■ Given data

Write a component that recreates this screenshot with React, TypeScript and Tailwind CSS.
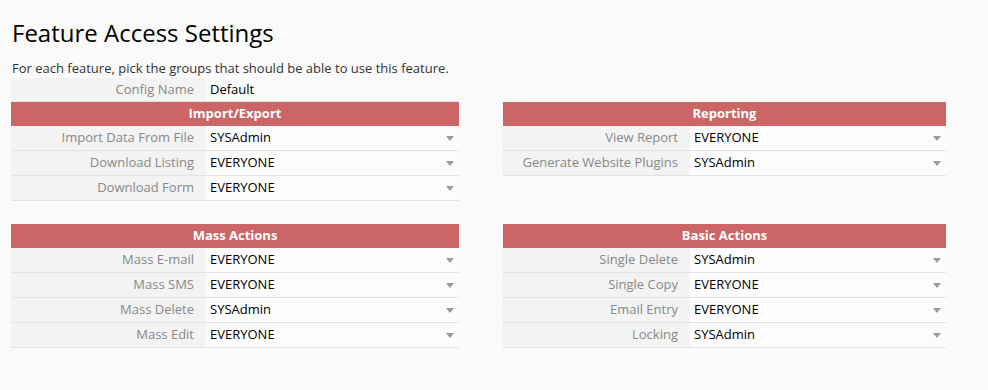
import React from "react";

type Row = { label: string; value: string };

const Caret = () => (
  <svg width="8" height="5" viewBox="0 0 8 5" className="shrink-0">
    <path d="M0 0 L8 0 L4 5 Z" fill="#9a9a9a" />
  </svg>
);

const Section = ({
  title,
  rows,
  width,
  labelWidth,
}: {
  title: string;
  rows: Row[];
  width: string;
  labelWidth: string;
}) => {
  return (
    <div className={width}>
      {/* Section header */}
      <div className="h-6 bg-[#cc6666] text-white text-[13px] font-bold flex items-center justify-center">
        {title}
      </div>
      {rows.map((r) => (
        <div key={r.label} className="flex h-[25px] border-b border-[#e2e2e2]">
          <div
            className={`${labelWidth} bg-[#f3f3f3] text-[#888] text-[13px] text-right pr-3 flex items-center justify-end`}
          >
            {r.label}
          </div>
          <div className="flex-1 bg-[#fcfcfc] flex items-center justify-between pl-1 pr-[5px] text-[13px] text-black">
            <span>{r.value}</span>
            <Caret />
          </div>
        </div>
      ))}
    </div>
  );
};

export default function App() {
  return (
    <div
      className="w-[988px] h-[390px] bg-[#fafafa] text-black"
      style={{ fontFamily: '"Open Sans", "Liberation Sans", sans-serif' }}
    >
      <div className="pt-[17px] pl-3">
        <h1 className="text-[24px] leading-8 font-normal text-black">Feature Access Settings</h1>
        <p className="text-[13px] mt-[10px] leading-[18px] text-[#333]">
          For each feature, pick the groups that should be able to use this feature.
        </p>
      </div>

      <div className="pl-[11px] mt-px">
        {/* Config Name */}
        <div className="flex h-[24px] w-[448px] border-b border-[#e2e2e2]">
          <div className="w-[195px] bg-[#f3f3f3] text-[#888] text-[13px] pr-3 flex items-center justify-end">
            Config Name
          </div>
          <div className="flex-1 flex items-center pl-1 text-[13px]">Default</div>
        </div>

        <div className="flex gap-[44px]">
          <Section
            title="Import/Export"
            width="w-[448px]"
            labelWidth="w-[195px]"
            rows={[
              { label: "Import Data From File", value: "SYSAdmin" },
              { label: "Download Listing", value: "EVERYONE" },
              { label: "Download Form", value: "EVERYONE" },
            ]}
          />
          <Section
            title="Reporting"
            width="w-[443px]"
            labelWidth="w-[187px]"
            rows={[
              { label: "View Report", value: "EVERYONE" },
              { label: "Generate Website Plugins", value: "SYSAdmin" },
            ]}
          />
        </div>

        <div className="flex gap-[44px] mt-[23px]">
          <Section
            title="Mass Actions"
            width="w-[448px]"
            labelWidth="w-[195px]"
            rows={[
              { label: "Mass E-mail", value: "EVERYONE" },
              { label: "Mass SMS", value: "EVERYONE" },
              { label: "Mass Delete", value: "SYSAdmin" },
              { label: "Mass Edit", value: "EVERYONE" },
            ]}
          />
          <Section
            title="Basic Actions"
            width="w-[443px]"
            labelWidth="w-[187px]"
            rows={[
              { label: "Single Delete", value: "SYSAdmin" },
              { label: "Single Copy", value: "EVERYONE" },
              { label: "Email Entry", value: "EVERYONE" },
              { label: "Locking", value: "SYSAdmin" },
            ]}
          />
        </div>
      </div>
    </div>
  );
}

■ Job
Reproduce every line exactly and omit all pictures.

■ Solution
Write a component that recreates this screenshot with React, TypeScript and Tailwind CSS.
import React from "react";

type Row = { label: string; value: string };

const Caret = () => (
  <svg width="8" height="5" viewBox="0 0 8 5" className="shrink-0">
    <path d="M0 0 L8 0 L4 5 Z" fill="#9a9a9a" />
  </svg>
);

const Section = ({
  title,
  rows,
  width,
  labelWidth,
}: {
  title: string;
  rows: Row[];
  width: string;
  labelWidth: string;
}) => {
  return (
    <div className={width}>
      {/* Section header */}
      <div className="h-6 bg-[#cc6666] text-white text-[13px] font-bold flex items-center justify-center">
        {title}
      </div>
      {rows.map((r) => (
        <div key={r.label} className="flex h-[25px] border-b border-[#e2e2e2]">
          <div
            className={`${labelWidth} bg-[#f3f3f3] text-[#888] text-[13px] text-right pr-3 flex items-center justify-end`}
          >
            {r.label}
          </div>
          <div className="flex-1 bg-[#fcfcfc] flex items-center justify-between pl-1 pr-[5px] text-[13px] text-black">
            <span>{r.value}</span>
            <Caret />
          </div>
        </div>
      ))}
    </div>
  );
};

export default function App() {
  return (
    <div
      className="w-[988px] h-[390px] bg-[#fafafa] text-black"
      style={{ fontFamily: '"Open Sans", "Liberation Sans", sans-serif' }}
    >
      <div className="pt-[17px] pl-3">
        <h1 className="text-[24px] leading-8 font-normal text-black">Feature Access Settings</h1>
        <p className="text-[13px] mt-[10px] leading-[18px] text-[#333]">
          For each feature, pick the groups that should be able to use this feature.
        </p>
      </div>

      <div className="pl-[11px] mt-px">
        {/* Config Name */}
        <div className="flex h-[24px] w-[448px] border-b border-[#e2e2e2]">
          <div className="w-[195px] bg-[#f3f3f3] text-[#888] text-[13px] pr-3 flex items-center justify-end">
            Config Name
          </div>
          <div className="flex-1 flex items-center pl-1 text-[13px]">Default</div>
        </div>

        <div className="flex gap-[44px]">
          <Section
            title="Import/Export"
            width="w-[448px]"
            labelWidth="w-[195px]"
            rows={[
              { label: "Import Data From File", value: "SYSAdmin" },
              { label: "Download Listing", value: "EVERYONE" },
              { label: "Download Form", value: "EVERYONE" },
            ]}
          />
          <Section
            title="Reporting"
            width="w-[443px]"
            labelWidth="w-[187px]"
            rows={[
              { label: "View Report", value: "EVERYONE" },
              { label: "Generate Website Plugins", value: "SYSAdmin" },
            ]}
          />
        </div>

        <div className="flex gap-[44px] mt-[23px]">
          <Section
            title="Mass Actions"
            width="w-[448px]"
            labelWidth="w-[195px]"
            rows={[
              { label: "Mass E-mail", value: "EVERYONE" },
              { label: "Mass SMS", value: "EVERYONE" },
              { label: "Mass Delete", value: "SYSAdmin" },
              { label: "Mass Edit", value: "EVERYONE" },
            ]}
          />
          <Section
            title="Basic Actions"
            width="w-[443px]"
            labelWidth="w-[187px]"
            rows={[
              { label: "Single Delete", value: "SYSAdmin" },
              { label: "Single Copy", value: "EVERYONE" },
              { label: "Email Entry", value: "EVERYONE" },
              { label: "Locking", value: "SYSAdmin" },
            ]}
          />
        </div>
      </div>
    </div>
  );
}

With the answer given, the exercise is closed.